The process is straightforward, if time-consuming:

Step 1: Define the boundary. Map every system that stores, processes, or transmits CUI. Draw the boundary around that set. Document everything inside it and every connection that crosses it.

Step 2: Walk through each control. For all 110 requirements, document how you actually implement each one — today, in your real environment. Reference specific technologies, configurations, policies, and responsible roles.

Step 3: Address all 320 assessment objectives. Use NIST SP 800-171A as your guide. For each objective, make sure your implementation description provides enough detail for an assessor to determine MET or NOT MET.

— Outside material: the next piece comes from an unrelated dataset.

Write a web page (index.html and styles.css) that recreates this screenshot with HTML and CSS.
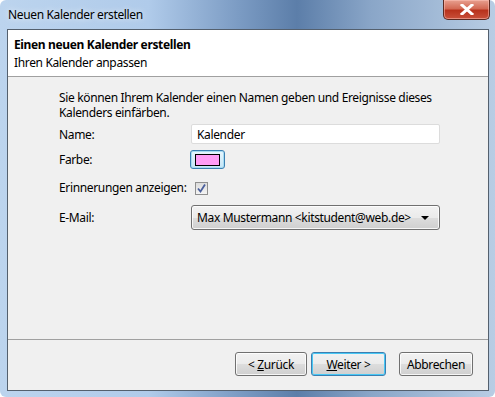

Step 4: Link to evidence. For every implementation description, identify the evidence that proves it: screenshots, configuration exports, policy documents, log samples, access review records. Organise this evidence so it's ready when the assessor asks.

Step 5: Validate internally. Before the C3PAO arrives, have someone who didn't write the SSP walk through it and verify every statement against the live environment. Every gap they find is a gap the assessor would have found — except now you can fix it.

The bottom line

Your SSP is not a compliance exercise you hand off to a junior analyst with a template. It's the technical foundation of your entire CMMC assessment. Assessors use it to understand your environment, plan their testing, and score every control. If it's accurate, specific, and consistent with your actual infrastructure, the assessment goes smoothly. If it's generic, outdated, or aspirational, you fail.

The organisations that pass CMMC Level 2 on the first attempt are the ones that treat the SSP as a living engineering document — not a checkbox deliverable that gets written once and filed away. Build it right, keep it current, and make sure it describes the system you actually operate.